One of the most successful programs to come out of the last Child Nutrition Reauthorization (CNR) in 2010 was the inclusion of CEP. This provision allowed for high-poverty school districts to offer universal school meals to all students without the addition of burdensome and often stigmatizing paperwork for families. To be eligible for CEP, school districts currently have to demonstrate that at least 40 percent of their students are already certified for free meals through other federal programs—such as the Supplemental Nutrition Assistance Program (SNAP). This 40 percent requirement is for a subset of the low-income students in the school. Many more low-income children attend the school, but are certified for free or reduced-price school meals by submitting a school meal application. In its first two years of nationwide implementation, CEP has been an overwhelming success.
According to two recent reports by the Food Research & Action Center (FRAC) and the Center on Budget and Policy Priorities (CBPP), CEP provides more than 8.5 million low-income students with access to free meals without paperwork or stigma. The Improving Child Nutrition and Education Act of 2016, however, would unacceptably raise the qualifying threshold for CEP from 40 percent to 60 percent. To say this change would be detrimental would be an understatement. Raising the threshold to 60 percent would lead to far fewer schools qualifying for the program and more low-income children going hungry every day. According to CBPP and FRAC, if this bill becomes law, 7,022 schools now using community eligibility would have to reinstate applications and return to monitoring eligibility in the lunch line within two years. Another 11,647 schools that qualify for community eligibility, but have not yet adopted it, would automatically lose eligibility. These districts do not have the framework, funding, or capacity to deal with the considerable amount of administrative work that comes with increasing the CEP threshold.
Additionally, the ten percent verification framework featured in this bill adds unnecessary barriers that would limit many low-income children’s access to essential meals. We understand that preserving the program’s integrity is important, but we believe that Congress must focus on improving and expanding direct certification—an approach that has been shown to improve program integrity. Furthermore, this bill does nothing to address the barriers faced by eligible families who are currently not accessing these benefits as a result of a lack of awareness. In 2014, more than 17 million households were deemed food insecure, including 3.7 million households with children. We should make every effort possible to help children access the proper nutrition that is vital to their growth, development and success in school and beyond.
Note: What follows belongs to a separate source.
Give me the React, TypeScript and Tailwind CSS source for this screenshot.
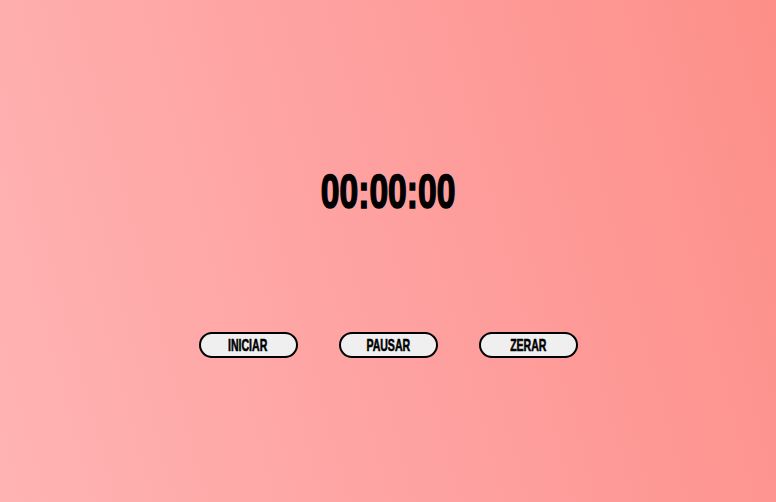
import React from "react";

export default function App() {
  const btn =
    "w-[99px] h-[26px] rounded-full border-2 border-black bg-[#efefef] text-black flex items-center justify-center";
  const label =
    "inline-block scale-x-[0.62] text-[17px] font-bold leading-none pt-[1px] [-webkit-text-stroke:0.6px_black]";
  return (
    <div
      className="w-[776px] h-[502px] bg-[linear-gradient(75deg,#ffb3b3_0%,#fea1a0_50%,#fd8f88_100%)] flex flex-col items-center"
      style={{ fontFamily: '"Liberation Sans", Arial, sans-serif' }}
    >
      <div className="mt-[164px] h-[56px] flex items-center">
        <span className="inline-block scale-x-[0.7] text-[48px] font-bold text-black leading-none [-webkit-text-stroke:1.6px_black]">
          00:00:00
        </span>
      </div>
      <div className="mt-[112px] flex gap-[41px]">
        <button className={btn}><span className={label}>INICIAR</span></button>
        <button className={btn}><span className={label}>PAUSAR</span></button>
        <button className={btn}><span className={label}>ZERAR</span></button>
      </div>
    </div>
  );
}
We are also deeply concerned with the proposal for the Summer Electronic Benefit Transfer (Summer EBT) program, which undermines the pilot program that sought to address the substantial gap in child nutrition by ensuring that more kids can eat during the summer months, when they lose access to school lunches. The bill only provides $10 million a year to fund current, or previously operated, EBT programs through the Special Supplemental Nutrition Program for Women, Infants, and Children (WIC). This funding cut dramatically reduces the number of states eligible to participate in the summer EBT program from ten, to now only three. Instead of cutting this program, we should be expanding it to all states. Additionally, the summer EBT program would be more efficacious by administering it through SNAP, where more children have access to a greater number of food stores. We can and need to ensure robust funding for Summer EBT, especially considering that for every 6 children who get a lunch at school each day; only 1 receives a meal in the summer.
Lastly, the harmful changes to nutrition standards in this bill would roll back important evidence-based standards made in the 2010 reauthorization, which nearly every school in the country is currently meeting. Gutting sodium standards, blocking scientific evidence from the U.S. Department of Agriculture, and allowing junk food to be counted as an acceptable snack would undermine our children’s health and their future. We know that the 2010 standards have allowed our nation to make meaningful reforms to its core child nutrition programs. It is imperative that we continue to improve school nutrition and the hunger safety net for millions of children because hunger and under-nourishment prevent our kids from reaching their full potential, both physically and academically.
In conclusion, we believe that any CNR legislation must improve access to healthy food in schools and maintain robust nutrition standards that were included in the 2010 reauthorization. We look forward to working with your committee as you consider CNR and WIC reauthorization.